## Start
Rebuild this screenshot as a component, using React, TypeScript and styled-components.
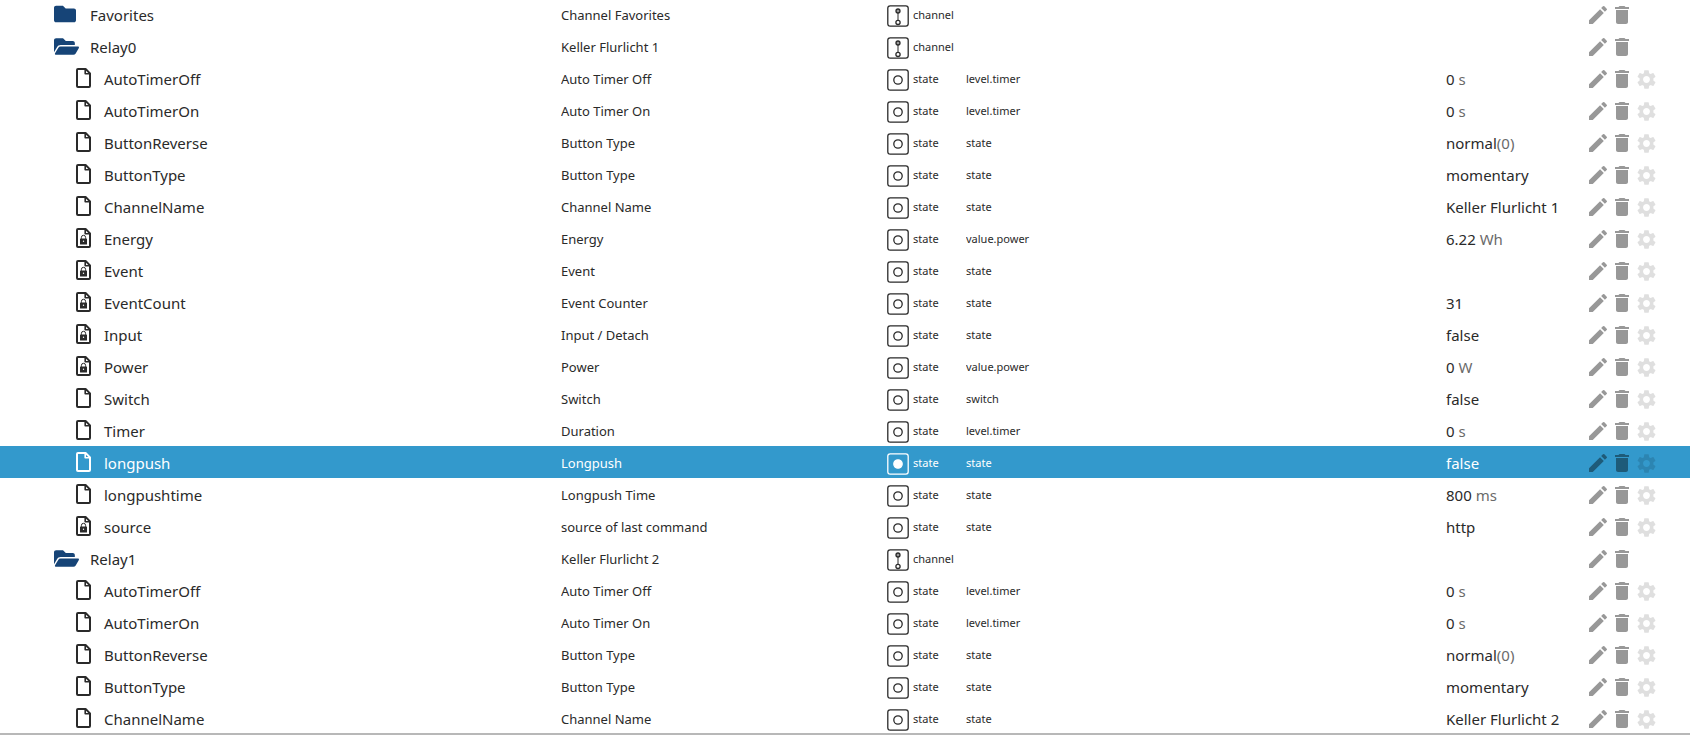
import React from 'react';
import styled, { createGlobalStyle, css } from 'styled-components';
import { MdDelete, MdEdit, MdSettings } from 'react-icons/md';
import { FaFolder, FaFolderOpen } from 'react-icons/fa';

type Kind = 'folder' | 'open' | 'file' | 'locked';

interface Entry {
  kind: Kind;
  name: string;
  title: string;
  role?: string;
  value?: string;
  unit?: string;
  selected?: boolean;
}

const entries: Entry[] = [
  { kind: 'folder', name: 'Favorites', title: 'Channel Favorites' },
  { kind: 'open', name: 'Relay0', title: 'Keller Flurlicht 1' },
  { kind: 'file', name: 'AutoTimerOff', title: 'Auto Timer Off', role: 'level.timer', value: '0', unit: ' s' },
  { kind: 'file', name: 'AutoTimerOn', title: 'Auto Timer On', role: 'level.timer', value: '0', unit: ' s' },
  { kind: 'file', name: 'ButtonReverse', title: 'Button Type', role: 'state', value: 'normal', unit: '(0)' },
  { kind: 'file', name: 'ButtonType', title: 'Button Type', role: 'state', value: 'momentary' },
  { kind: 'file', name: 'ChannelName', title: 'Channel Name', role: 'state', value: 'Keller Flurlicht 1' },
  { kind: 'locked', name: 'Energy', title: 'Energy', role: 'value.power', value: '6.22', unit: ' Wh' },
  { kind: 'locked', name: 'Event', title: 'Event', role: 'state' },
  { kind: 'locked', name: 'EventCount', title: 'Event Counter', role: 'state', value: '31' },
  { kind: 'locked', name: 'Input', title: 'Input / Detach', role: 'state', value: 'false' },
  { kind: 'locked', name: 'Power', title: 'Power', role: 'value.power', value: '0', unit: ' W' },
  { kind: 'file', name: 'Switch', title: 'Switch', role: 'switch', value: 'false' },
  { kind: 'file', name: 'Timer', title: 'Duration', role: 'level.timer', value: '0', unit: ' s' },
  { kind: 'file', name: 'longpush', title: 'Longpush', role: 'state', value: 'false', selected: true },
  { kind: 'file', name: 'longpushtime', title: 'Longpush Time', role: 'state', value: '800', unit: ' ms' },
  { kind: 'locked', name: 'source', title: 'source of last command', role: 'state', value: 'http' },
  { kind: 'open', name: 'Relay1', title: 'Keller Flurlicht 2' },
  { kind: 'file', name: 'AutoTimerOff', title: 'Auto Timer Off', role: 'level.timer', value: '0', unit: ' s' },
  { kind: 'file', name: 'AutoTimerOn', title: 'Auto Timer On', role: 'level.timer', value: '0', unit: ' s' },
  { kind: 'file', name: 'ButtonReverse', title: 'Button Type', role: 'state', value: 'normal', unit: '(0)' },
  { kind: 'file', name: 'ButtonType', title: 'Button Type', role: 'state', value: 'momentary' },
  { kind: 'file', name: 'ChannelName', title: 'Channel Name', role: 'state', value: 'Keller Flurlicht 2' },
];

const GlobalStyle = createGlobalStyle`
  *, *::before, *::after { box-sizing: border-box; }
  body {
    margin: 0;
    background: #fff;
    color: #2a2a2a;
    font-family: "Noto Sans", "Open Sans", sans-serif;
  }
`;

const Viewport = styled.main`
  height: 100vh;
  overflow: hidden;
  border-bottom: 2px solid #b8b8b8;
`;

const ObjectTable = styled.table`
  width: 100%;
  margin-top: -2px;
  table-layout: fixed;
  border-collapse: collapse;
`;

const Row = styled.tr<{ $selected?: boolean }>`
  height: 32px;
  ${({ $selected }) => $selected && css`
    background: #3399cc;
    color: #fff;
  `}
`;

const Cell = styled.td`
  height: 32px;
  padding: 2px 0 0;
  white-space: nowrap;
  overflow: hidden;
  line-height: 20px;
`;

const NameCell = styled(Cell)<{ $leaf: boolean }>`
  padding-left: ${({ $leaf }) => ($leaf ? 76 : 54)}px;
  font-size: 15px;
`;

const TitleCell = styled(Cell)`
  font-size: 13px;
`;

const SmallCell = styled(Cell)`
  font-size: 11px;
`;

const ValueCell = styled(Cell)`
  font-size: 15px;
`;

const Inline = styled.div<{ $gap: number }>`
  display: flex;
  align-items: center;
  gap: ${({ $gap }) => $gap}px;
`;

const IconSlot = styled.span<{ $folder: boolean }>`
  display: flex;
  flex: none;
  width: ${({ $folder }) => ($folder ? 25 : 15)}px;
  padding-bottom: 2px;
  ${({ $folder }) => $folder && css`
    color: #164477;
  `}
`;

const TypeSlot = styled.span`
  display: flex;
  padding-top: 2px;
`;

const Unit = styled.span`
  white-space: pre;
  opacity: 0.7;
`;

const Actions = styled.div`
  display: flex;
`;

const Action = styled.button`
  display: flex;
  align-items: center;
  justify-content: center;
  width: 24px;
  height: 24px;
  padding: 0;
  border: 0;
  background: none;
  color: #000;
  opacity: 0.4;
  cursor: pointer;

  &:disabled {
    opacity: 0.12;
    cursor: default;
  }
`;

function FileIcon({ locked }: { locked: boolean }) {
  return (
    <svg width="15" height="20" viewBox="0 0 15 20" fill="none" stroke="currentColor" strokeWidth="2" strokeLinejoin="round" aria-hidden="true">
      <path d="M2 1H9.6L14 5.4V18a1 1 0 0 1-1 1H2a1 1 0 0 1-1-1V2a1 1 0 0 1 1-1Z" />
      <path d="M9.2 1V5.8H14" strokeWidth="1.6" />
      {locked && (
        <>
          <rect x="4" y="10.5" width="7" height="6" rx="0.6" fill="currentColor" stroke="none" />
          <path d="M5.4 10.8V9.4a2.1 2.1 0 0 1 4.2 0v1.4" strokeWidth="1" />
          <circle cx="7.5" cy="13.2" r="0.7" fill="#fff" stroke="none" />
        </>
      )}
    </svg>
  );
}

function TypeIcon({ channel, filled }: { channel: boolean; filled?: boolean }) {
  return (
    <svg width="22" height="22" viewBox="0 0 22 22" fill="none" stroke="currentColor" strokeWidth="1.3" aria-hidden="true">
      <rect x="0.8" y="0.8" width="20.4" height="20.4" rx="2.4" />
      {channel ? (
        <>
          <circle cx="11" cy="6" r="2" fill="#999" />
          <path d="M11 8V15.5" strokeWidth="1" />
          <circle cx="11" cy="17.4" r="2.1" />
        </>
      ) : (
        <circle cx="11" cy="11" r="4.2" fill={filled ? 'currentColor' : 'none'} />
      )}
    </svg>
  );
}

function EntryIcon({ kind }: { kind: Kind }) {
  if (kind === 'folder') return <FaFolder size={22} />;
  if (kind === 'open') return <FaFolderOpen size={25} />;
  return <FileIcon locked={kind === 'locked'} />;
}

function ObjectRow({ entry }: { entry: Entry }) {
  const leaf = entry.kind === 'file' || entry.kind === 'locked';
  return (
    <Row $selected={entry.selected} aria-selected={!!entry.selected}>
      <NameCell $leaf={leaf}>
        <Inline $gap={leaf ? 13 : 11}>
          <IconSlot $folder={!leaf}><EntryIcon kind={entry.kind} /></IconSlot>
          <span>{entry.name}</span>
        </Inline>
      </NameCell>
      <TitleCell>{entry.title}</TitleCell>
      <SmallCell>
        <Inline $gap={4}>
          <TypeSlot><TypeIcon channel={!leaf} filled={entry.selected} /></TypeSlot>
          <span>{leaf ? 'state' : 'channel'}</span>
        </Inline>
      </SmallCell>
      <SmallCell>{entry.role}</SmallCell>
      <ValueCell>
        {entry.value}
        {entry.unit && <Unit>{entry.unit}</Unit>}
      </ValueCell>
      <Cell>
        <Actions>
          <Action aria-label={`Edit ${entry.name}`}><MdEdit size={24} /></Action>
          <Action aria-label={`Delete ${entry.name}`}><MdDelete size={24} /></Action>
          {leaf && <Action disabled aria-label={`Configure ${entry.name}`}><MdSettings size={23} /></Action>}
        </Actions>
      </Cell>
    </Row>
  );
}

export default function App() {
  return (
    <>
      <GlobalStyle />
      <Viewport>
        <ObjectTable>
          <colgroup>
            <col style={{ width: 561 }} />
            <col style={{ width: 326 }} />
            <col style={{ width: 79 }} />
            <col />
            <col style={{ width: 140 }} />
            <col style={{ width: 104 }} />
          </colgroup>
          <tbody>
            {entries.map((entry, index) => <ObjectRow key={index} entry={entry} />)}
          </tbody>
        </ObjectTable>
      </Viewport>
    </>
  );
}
## End
Could the lines from the top of the material through the line with "type Kind = 'folder'" be repeated exactly, pictures left out?

Rebuild this screenshot as a component, using React, TypeScript and styled-components.
import React from 'react';
import styled, { createGlobalStyle, css } from 'styled-components';
import { MdDelete, MdEdit, MdSettings } from 'react-icons/md';
import { FaFolder, FaFolderOpen } from 'react-icons/fa';

type Kind = 'folder' | 'open' | 'file' | 'locked';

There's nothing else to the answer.